Когда в письмах Роллана появлялись конкретные вопросы или жалобы, как, например, в случае с Франческо Гецци, итальянским анархистом, арестованным в Советском Союзе в 1929 году, Горький направлял эти письма тому, кто мог помочь, а именно — начальнику ОГПУ Генриху Ягоде, который постоянно бывал и в апартаментах пролетарского писателя на Малой Никитской в Москве, и в городе Горьком между 1931 и 1936 годами. В письмах к Ягоде Горький использовал, говоря о Роллане, тон утилитарного пренебрежения (хотя прямо к своему давнему собрату по перу обращался в теплых и почтительных выражениях): сочувственное отношение французского писателя к СССР было якобы наполнено обывательщиной, но он мог еще пригодиться для оказания нужного влияния на европейское общественное мнение{448}.

Глубокая вовлеченность Горького в «рабселькоровское» движение, ставшее трибуной новой советской журналистики и пролетарской литературы в 1920-х годах, была отмечена его энергичными попытками убедить писателей на местах усиленно восхвалять «достижения», а не выставлять напоказ недостатки или что-либо, принижающее советских тружеников. В 1927 году Горький уверял корреспондентов: мир внимательно следит за каждым критическим «словцом» советской прессы, которое тут же будет подхвачено враждебной русской эмиграцией и распространено в западной буржуазной печати{449}. «Просветительская» функция советской журналистики, активно проводящей политику партии, и ее способность участвовать в социалистическом строительстве в качестве идеологического «оружия» стали одной из главных тем выставки «Пресса», проходившей в 1928 году в Кёльне, которую Горький посетил в рамках своего триумфального возвращения в Советский Союз. Советский павильон выставки являлся на тот момент приоритетным проектом ВОКСа, во время своего посещения павильона Каменева лично помогала составить детальный план работ для команды из 60 художников во главе с Эль Лисицким.

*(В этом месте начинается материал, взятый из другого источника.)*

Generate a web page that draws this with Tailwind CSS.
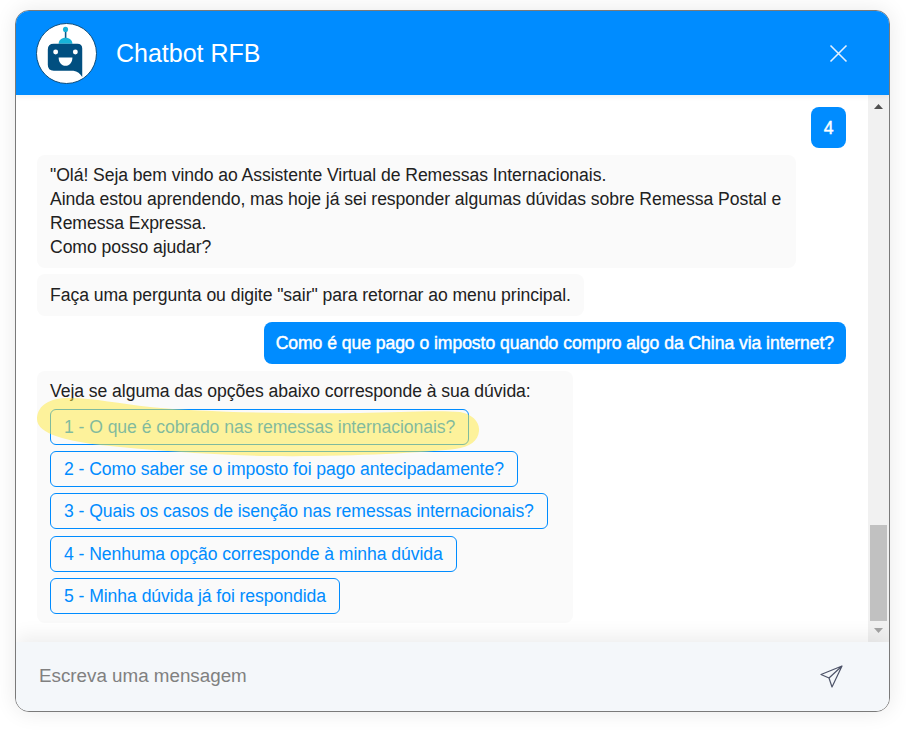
<!DOCTYPE html>
<html lang="pt-BR">
<head>
<meta charset="utf-8">
<title>Chatbot RFB</title>
<script src="https://cdn.jsdelivr.net/npm/@tailwindcss/browser@4"></script>
</head>
<body class="bg-white font-['Liberation_Sans',Arial,sans-serif]">
<div class="w-[906px] h-[735px] pt-[10px] pl-[15px]">
  <div class="relative w-[875px] h-[702px] border border-[#7a7a7a] rounded-[14px] overflow-hidden flex flex-col bg-white shadow-[0_0_22px_rgba(0,0,0,0.09)]">
    <header class="relative z-10 h-[84px] shrink-0 bg-[#008cff] flex items-center pl-[20px] pr-[41px] shadow-[0_2px_5px_rgba(0,0,0,0.06)]">
      <svg class="w-[61px] h-[61px] shrink-0" viewBox="0 0 62 62" aria-hidden="true">
        <circle cx="31" cy="31" r="30.5" fill="#fff" stroke="#0b4a78" stroke-width="1"/>
        <rect x="29.3" y="7" width="1.6" height="10" fill="#0b5c8c"/>
        <circle cx="30" cy="6.5" r="2.6" fill="#17b3d8"/>
        <path d="M23 21 C23 17.5 26 15 30 15 C34 15 37 17.5 37 21 Z" fill="#17b3d8"/>
        <path d="M18 21 H42 Q47 21 47 26 V55 Q44 49.5 38 48.5 H18 Q12 48.5 12 42.5 V27 Q12 21 18 21 Z" fill="#014f80"/>
        <circle cx="20" cy="29.5" r="2.5" fill="#fff"/>
        <circle cx="40" cy="29.5" r="2.5" fill="#fff"/>
        <path d="M23 35 H37 C37 40 34 43.5 30 43.5 C26 43.5 23 40 23 35 Z" fill="#fff"/>
      </svg>
      <h1 class="ml-[19px] text-[25px] leading-none font-normal text-white">Chatbot RFB</h1>
      <svg class="ml-auto w-[19px] h-[19px]" viewBox="0 0 19 19" fill="none" stroke="#e4f1ff" stroke-width="1.6" aria-hidden="true">
        <path d="M1.5 1.5 L17.5 17.5 M17.5 1.5 L1.5 17.5"/>
      </svg>
    </header>

    <div class="flex-1 flex min-h-0">
      <main class="flex-1 min-w-0 flex flex-col items-start pt-[12px] pl-[21px] pr-[22px] text-[17.6px] leading-[24px] tracking-[-0.06px] text-[#212121]">
        <div class="self-end h-[41px] w-[35px] flex items-center justify-center rounded-[8px] bg-[#008cff] text-white [-webkit-text-stroke:0.45px_#fff]">4</div>
        <div class="mt-[7px] w-[759px] rounded-[8px] bg-[#fafafa] px-[13px] py-[8px] h-[113px]">
          "Olá! Seja bem vindo ao Assistente Virtual de Remessas Internacionais.<br>
          Ainda estou aprendendo, mas hoje já sei responder algumas dúvidas sobre Remessa Postal e Remessa Expressa.<br>
          Como posso ajudar?
        </div>
        <div class="mt-[6px] h-[42px] rounded-[8px] bg-[#fafafa] px-[13px] py-[9px]">Faça uma pergunta ou digite "sair" para retornar ao menu principal.</div>
        <div class="mt-[6px] self-end h-[42px] rounded-[8px] bg-[#008cff] px-[12px] py-[9px] text-white [-webkit-text-stroke:0.45px_#fff]">Como é que pago o imposto quando compro algo da China via internet?</div>
        <div class="mt-[7px] h-[252px] rounded-[8px] bg-[#fafafa] pl-[13px] pr-[25px] pt-[8px] flex flex-col items-start">
          <p>Veja se alguma das opções abaixo corresponde à sua dúvida:</p>
          <div class="mt-[5.9px] flex flex-col items-start gap-[6.25px]">
            <button class="h-[36px] px-[13px] rounded-[6px] border border-[#008cff] text-[#008cff]">1 - O que é cobrado nas remessas internacionais?</button>
            <button class="h-[36px] px-[13px] rounded-[6px] border border-[#008cff] text-[#008cff]">2 - Como saber se o imposto foi pago antecipadamente?</button>
            <button class="h-[36px] px-[13px] rounded-[6px] border border-[#008cff] text-[#008cff]">3 - Quais os casos de isenção nas remessas internacionais?</button>
            <button class="h-[36px] px-[13px] rounded-[6px] border border-[#008cff] text-[#008cff]">4 - Nenhuma opção corresponde à minha dúvida</button>
            <button class="h-[36px] px-[13px] rounded-[6px] border border-[#008cff] text-[#008cff]">5 - Minha dúvida já foi respondida</button>
          </div>
        </div>
      </main>
      <div class="w-[21px] shrink-0 bg-[#f1f1f1] flex flex-col items-center">
        <svg class="mt-[9px] w-[9px] h-[5px]" viewBox="0 0 9 5" aria-hidden="true"><path d="M4.5 0 L9 5 H0 Z" fill="#505050"/></svg>
        <div class="mt-[416px] w-[17px] h-[96px] bg-[#c1c1c1]"></div>
        <svg class="mt-[7px] w-[9px] h-[5px]" viewBox="0 0 9 5" aria-hidden="true"><path d="M0 0 H9 L4.5 5 Z" fill="#a3a3a3"/></svg>
      </div>
    </div>

    <footer class="relative z-10 h-[69px] shrink-0 bg-[#f4f7fa] flex items-center pl-[23px] pr-[46px] pb-[1px] shadow-[0_-6px_18px_rgba(0,0,0,0.07)]">
      <span class="text-[18.8px] text-[#808080]">Escreva uma mensagem</span>
      <svg class="ml-auto w-[23px] h-[23px]" viewBox="0 0 23 23" fill="none" stroke="#4d5368" stroke-width="1.2" stroke-linejoin="round" aria-hidden="true">
        <path d="M22 1 L1 9.5 L9 13 L12 22 Z M22 1 L9 13"/>
      </svg>
    </footer>

    <svg class="absolute left-0 top-0 pointer-events-none z-20" width="875" height="702" viewBox="16 11 875 702" aria-hidden="true">
      <path d="M37 418 C38 405 50 398 68 398 C95 398 120 404 150 407 C200 412 280 414 360 413 C400 412 440 410 460 412 C472 414 480 422 479 431 C478 441 470 447 455 449 C420 453 340 457 270 456 C210 455 150 450 100 445 C70 441 36 435 37 418 Z" fill="#ffe93c" fill-opacity="0.5"/>
    </svg>
  </div>
</div>
</body>
</html>
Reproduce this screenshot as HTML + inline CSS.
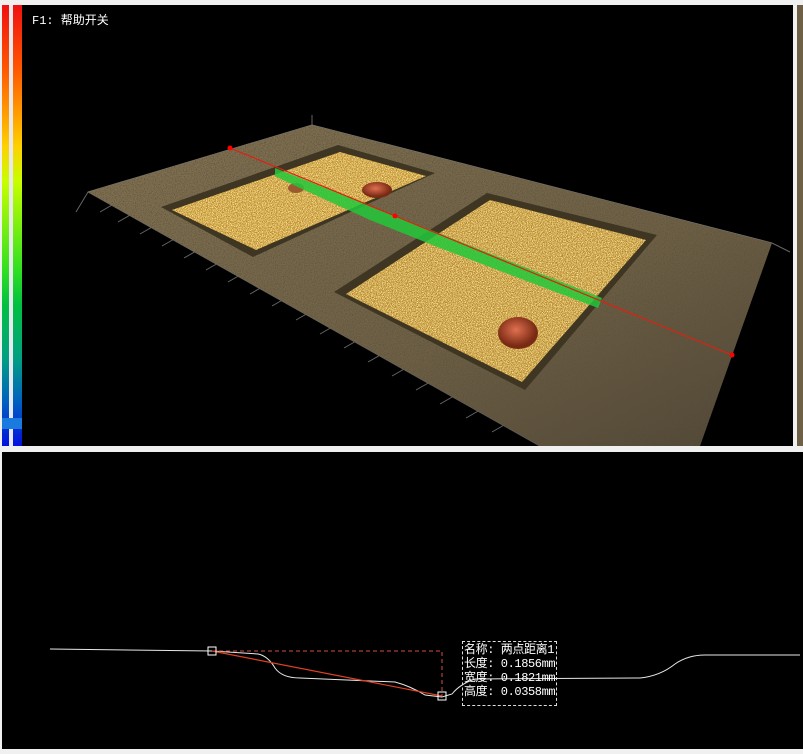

Новаторский динамизм экспозиции, изображавшей направление, в котором устремлялись достижения советского государства, произвел на Горького глубокое впечатление и способствовал зарождению в его сознании эстетических принципов идеологии социалистического реализма{450}. Реакция Горького на выставку — это неопровержимое доказательство того, что он весьма положительно отнесся к данным стандартным и зафиксированным методам представления советской системы иностранцам.